Clearly, then, the word pro·sky·neʹo, rendered “worship” in some Bible translations, is not reserved exclusively for the type of adoration due Jehovah God. It can also refer to the respect and honor shown to another person. In an effort to avoid any misunderstanding, some Bible translations render the word pro·sky·neʹo at Hebrews 1:6 as “pay him homage” (New Jerusalem Bible), “honour him” (The Complete Bible in Modern English), “bow down before him” (Twentieth Century New Testament), or “do obeisance to him” (New World Translation).

Jesus Is Worthy of Obeisance

Is Jesus worthy of such obeisance? Most decidedly, yes! In his letter to the Hebrews, the apostle Paul explains that as the “heir of all things,” Jesus has “sat down on the right hand of the Majesty in lofty places.” (Hebrews 1:2-4) Thus, “in the name of Jesus every knee should bend of those in heaven and those on earth and those under the ground, and every tongue should openly acknowledge that Jesus Christ is Lord to the glory of God the Father.”—Philippians 2:10,11.

Outstandingly, Christ will soon use this exalted position and the extensive executive powers that go with it to transform this earth into a global paradise. Under God’s direction, and as a result of the ransom sacrifice of Jesus, he will rid the world of all sadness, pain, and sorrow for the benefit of those who submit to his righteous rule. Is he therefore not worthy of our honor, respect, and obedience?—Psalm 2:12; Isaiah 9:6; Luke 23:43; Revelation 21:3, 4.

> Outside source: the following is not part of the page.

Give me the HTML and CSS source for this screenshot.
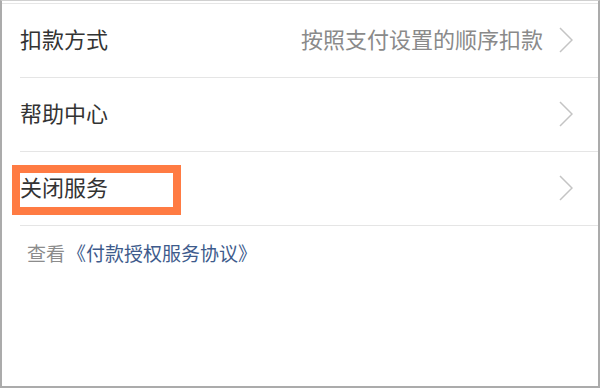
FILE: index.html
```html
<!DOCTYPE html>
<html lang="zh-CN">
<head>
<meta charset="utf-8">
<link rel="stylesheet" href="styles.css">
</head>
<body>
<div class="frame">
  <div class="topline"></div>
  <ul class="list">
    <li class="row">
      <span class="label">扣款方式</span>
      <span class="value">按照支付设置的顺序扣款</span>
      <svg class="chev" width="14" height="26" viewBox="0 0 14 26"><path d="M1 1 L13 13 L1 25" fill="none" stroke="#c4c4c4" stroke-width="1.5"/></svg>
    </li>
    <li class="row">
      <span class="label">帮助中心</span>
      <svg class="chev" width="14" height="26" viewBox="0 0 14 26"><path d="M1 1 L13 13 L1 25" fill="none" stroke="#c4c4c4" stroke-width="1.5"/></svg>
    </li>
    <li class="row">
      <span class="label label-marked">关闭服务</span>
      <svg class="chev" width="14" height="26" viewBox="0 0 14 26"><path d="M1 1 L13 13 L1 25" fill="none" stroke="#c4c4c4" stroke-width="1.5"/></svg>
    </li>
  </ul>
  <p class="footer"><span class="muted">查看</span><a class="link">《付款授权服务协议》</a></p>
</div>
</body>
</html>
```

FILE: styles.css
```css
*, *::before, *::after { box-sizing: border-box; }
html, body { margin: 0; padding: 0; background: #fff; }
body { font-family: "Noto Sans CJK SC", "Noto Sans", sans-serif; }

.frame {
  width: 600px;
  height: 388px;
  border-top: 1px solid #d0d0d0;
  border-left: 2px solid #ababab;
  border-right: 2px solid #ababab;
  border-bottom: 2px solid #ababab;
  background: #fff;
}
.topline {
  margin-top: 2px;
  height: 1px;
  background: #e6e6e6;
}
.list {
  list-style: none;
  margin: 0;
  padding: 0;
}
.row {
  height: 74px;
  margin-left: 18px;
  padding-right: 25px;
  padding-bottom: 5px;
  border-bottom: 1px solid #e5e5e5;
  display: flex;
  align-items: center;
}
.label {
  font-size: 22px;
  line-height: 30px;
  color: #333;
  flex: 1;
}
.value {
  font-size: 22px;
  line-height: 30px;
  color: #8a8a8a;
  margin-right: 16px;
}
.chev { display: block; margin-top: 3px; }

.label-marked { position: relative; flex: 0 0 auto; margin-right: auto; }
.label-marked::after {
  content: "";
  position: absolute;
  left: -8px;
  top: -6px;
  width: 169px;
  height: 50px;
  border: 8px solid #ff7b43;
}

.footer {
  margin: 0;
  padding: 14px 0 0 25px;
  font-size: 19px;
  line-height: 26px;
}
.muted { color: #8c8c8c; }
.link { color: #3e5b8c; margin-left: 2px; }
```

Some may counter that Jesus himself said “that all may honor the Son just as they honor the Father.” (John 5:23) They may argue that honoring the Son “just as” the Father would imply the same form of worship. However, the verb “honor” (greek: timao) has the meaning of “venerate” when it is given towards a person. It means to regard someone with great respect; to revere. The level of reverence in this case is of secondary importance. You can honor or respect someone slightly more (in your heart) than you honor or respect someone else - yet you can say that you honor the one just as the other. I for instance could say: “I honor the law of the land just as I honor the relationship with my spouse.”

Me as a Jehovah’s Witness would also say: “I have tremendous love for Jesus just as I have tremendous love for Jehovah.” I honor and have great respect for both of them.

Hebrews 1:6 does support a few more JW doctrines, that I think are harder to explain from a trinitarian point of view:

  1. The timing: the context shows a starting point where Jehovah asks his angels to subordinate to Jesus. It should happen “when He (God) again brings the firstborn into the world” (Hebrews 1:6 NKJV), which denotes Jesus’ second coming, where he started to become active as King in his inheritance of God’s Kingdom.
  2. The command: Jehovah God officially delegates the Kingship to Jesus and makes his Angels aware that they are now accountable to Jesus. With Jehovah God delegating His power and authority to Jesus, Jesus “has become so much better than the angels, as He has by inheritance obtained a more excellent name than they” (Hebrews 1:4)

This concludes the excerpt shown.